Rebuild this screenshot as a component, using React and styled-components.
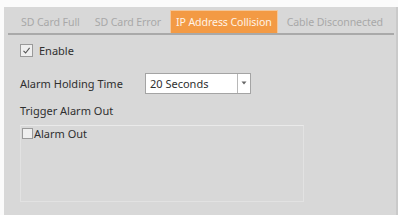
import styled, { createGlobalStyle } from 'styled-components';

const Global = createGlobalStyle`
    html, body {
        margin: 0;
        padding: 0;
        background: #ffffff;
    }
    body {
        font-family: "Noto Sans", "Open Sans", sans-serif;
    }
`;

const Page = styled.div`
    width: 398px;
    height: 215px;
    box-sizing: border-box;
    padding: 7px 0 0 4px;
    background: #fbfbfb;
`;

const Panel = styled.div`
    height: 208px;
    box-sizing: border-box;
    background: #d8d8d8;
    border-right: 2px solid #cacaca;
    padding: 3px 0 0 4px;
`;

const TabBar = styled.div`
    display: flex;
    align-items: stretch;
    gap: 3px;
    height: 23px;
    border-bottom: 2px solid #a9a9a9;
    margin-right: 2px;
    padding-left: 7px;
    overflow: hidden;
`;

const Tab = styled.div`
    display: flex;
    align-items: center;
    padding: 0 5px;
    font-size: 10.6px;
    letter-spacing: -0.1px;
    color: ${p => (p.$active ? '#fff3e6' : '#a8a8a8')};
    background: ${p => (p.$active ? '#f39a44' : 'transparent')};
    border: 1px solid ${p => (p.$active ? '#f2c79c' : 'transparent')};
    border-bottom: none;
    white-space: nowrap;
`;

const Body = styled.div`
    padding: 7px 0 0 12px;
    font-size: 11px;
    color: #2f2f2f;
`;

const CheckRow = styled.label`
    display: flex;
    align-items: center;
    gap: 6px;
    height: 16px;
`;

const Box = styled.span`
    width: ${p => p.$size || 12}px;
    height: ${p => p.$size || 12}px;
    box-sizing: border-box;
    border: 1px solid #9a9a9a;
    background: #efefef;
    display: flex;
    align-items: center;
    justify-content: center;
`;

const FieldRow = styled.div`
    display: flex;
    align-items: center;
    margin-top: 15px;
    height: 20px;
`;

const FieldLabel = styled.span`
    width: 125px;
`;

const Select = styled.div`
    width: 106px;
    height: 21px;
    box-sizing: border-box;
    border: 1px solid #a4a4a4;
    background: #ffffff;
    display: flex;
    align-items: center;
    padding-left: 4px;
    font-size: 11px;
`;

const SelectText = styled.span`
    flex: 1;
`;

const Arrow = styled.span`
    width: 12px;
    height: 19px;
    border-left: 1px solid #b8b8b8;
    display: flex;
    align-items: center;
    justify-content: center;
`;

const Heading = styled.div`
    margin-top: 10px;
    height: 16px;
`;

const OutBox = styled.div`
    margin-top: 6px;
    width: 284px;
    height: 77px;
    box-sizing: border-box;
    border: 1px solid #e2e2e2;
    border-top-color: #eaeaea;
    padding: 0 0 0 1px;
`;

const OutRow = styled.label`
    display: flex;
    align-items: center;
    gap: 1px;
    height: 14px;
`;

export default function App() {
    return (
        <>
            <Global />
            <Page>
                <Panel>
                    <TabBar>
                        <Tab>SD Card Full</Tab>
                        <Tab>SD Card Error</Tab>
                        <Tab $active>IP Address Collision</Tab>
                        <Tab>Cable Disconnected</Tab>
                    </TabBar>
                    <Body>
                        <CheckRow>
                            <Box $size={13}>
                                <svg width="9" height="9" viewBox="0 0 9 9">
                                    <path d="M1.5 4.8 L3.6 7 L7.6 1.8" fill="none" stroke="#555" strokeWidth="1.1" />
                                </svg>
                            </Box>
                            Enable
                        </CheckRow>
                        <FieldRow>
                            <FieldLabel>Alarm Holding Time</FieldLabel>
                            <Select>
                                <SelectText>20 Seconds</SelectText>
                                <Arrow>
                                    <svg width="6" height="4" viewBox="0 0 6 4">
                                        <path d="M0.5 0.5 L3 3.5 L5.5 0.5 Z" fill="#666" />
                                    </svg>
                                </Arrow>
                            </Select>
                        </FieldRow>
                        <Heading>Trigger Alarm Out</Heading>
                        <OutBox>
                            <OutRow>
                                <Box $size={11} />
                                Alarm Out
                            </OutRow>
                        </OutBox>
                    </Body>
                </Panel>
            </Page>
        </>
    );
}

--*--

> EXERCISE TASK: Each line of the material must be retyped exactly, except that images are omitted.

> PROBLEM SOLUTION:
Rebuild this screenshot as a component, using React and styled-components.
import styled, { createGlobalStyle } from 'styled-components';

const Global = createGlobalStyle`
    html, body {
        margin: 0;
        padding: 0;
        background: #ffffff;
    }
    body {
        font-family: "Noto Sans", "Open Sans", sans-serif;
    }
`;

const Page = styled.div`
    width: 398px;
    height: 215px;
    box-sizing: border-box;
    padding: 7px 0 0 4px;
    background: #fbfbfb;
`;

const Panel = styled.div`
    height: 208px;
    box-sizing: border-box;
    background: #d8d8d8;
    border-right: 2px solid #cacaca;
    padding: 3px 0 0 4px;
`;

const TabBar = styled.div`
    display: flex;
    align-items: stretch;
    gap: 3px;
    height: 23px;
    border-bottom: 2px solid #a9a9a9;
    margin-right: 2px;
    padding-left: 7px;
    overflow: hidden;
`;

const Tab = styled.div`
    display: flex;
    align-items: center;
    padding: 0 5px;
    font-size: 10.6px;
    letter-spacing: -0.1px;
    color: ${p => (p.$active ? '#fff3e6' : '#a8a8a8')};
    background: ${p => (p.$active ? '#f39a44' : 'transparent')};
    border: 1px solid ${p => (p.$active ? '#f2c79c' : 'transparent')};
    border-bottom: none;
    white-space: nowrap;
`;

const Body = styled.div`
    padding: 7px 0 0 12px;
    font-size: 11px;
    color: #2f2f2f;
`;

const CheckRow = styled.label`
    display: flex;
    align-items: center;
    gap: 6px;
    height: 16px;
`;

const Box = styled.span`
    width: ${p => p.$size || 12}px;
    height: ${p => p.$size || 12}px;
    box-sizing: border-box;
    border: 1px solid #9a9a9a;
    background: #efefef;
    display: flex;
    align-items: center;
    justify-content: center;
`;

const FieldRow = styled.div`
    display: flex;
    align-items: center;
    margin-top: 15px;
    height: 20px;
`;

const FieldLabel = styled.span`
    width: 125px;
`;

const Select = styled.div`
    width: 106px;
    height: 21px;
    box-sizing: border-box;
    border: 1px solid #a4a4a4;
    background: #ffffff;
    display: flex;
    align-items: center;
    padding-left: 4px;
    font-size: 11px;
`;

const SelectText = styled.span`
    flex: 1;
`;

const Arrow = styled.span`
    width: 12px;
    height: 19px;
    border-left: 1px solid #b8b8b8;
    display: flex;
    align-items: center;
    justify-content: center;
`;

const Heading = styled.div`
    margin-top: 10px;
    height: 16px;
`;

const OutBox = styled.div`
    margin-top: 6px;
    width: 284px;
    height: 77px;
    box-sizing: border-box;
    border: 1px solid #e2e2e2;
    border-top-color: #eaeaea;
    padding: 0 0 0 1px;
`;

const OutRow = styled.label`
    display: flex;
    align-items: center;
    gap: 1px;
    height: 14px;
`;

export default function App() {
    return (
        <>
            <Global />
            <Page>
                <Panel>
                    <TabBar>
                        <Tab>SD Card Full</Tab>
                        <Tab>SD Card Error</Tab>
                        <Tab $active>IP Address Collision</Tab>
                        <Tab>Cable Disconnected</Tab>
                    </TabBar>
                    <Body>
                        <CheckRow>
                            <Box $size={13}>
                                <svg width="9" height="9" viewBox="0 0 9 9">
                                    <path d="M1.5 4.8 L3.6 7 L7.6 1.8" fill="none" stroke="#555" strokeWidth="1.1" />
                                </svg>
                            </Box>
                            Enable
                        </CheckRow>
                        <FieldRow>
                            <FieldLabel>Alarm Holding Time</FieldLabel>
                            <Select>
                                <SelectText>20 Seconds</SelectText>
                                <Arrow>
                                    <svg width="6" height="4" viewBox="0 0 6 4">
                                        <path d="M0.5 0.5 L3 3.5 L5.5 0.5 Z" fill="#666" />
                                    </svg>
                                </Arrow>
                            </Select>
                        </FieldRow>
                        <Heading>Trigger Alarm Out</Heading>
                        <OutBox>
                            <OutRow>
                                <Box $size={11} />
                                Alarm Out
                            </OutRow>
                        </OutBox>
                    </Body>
                </Panel>
            </Page>
        </>
    );
}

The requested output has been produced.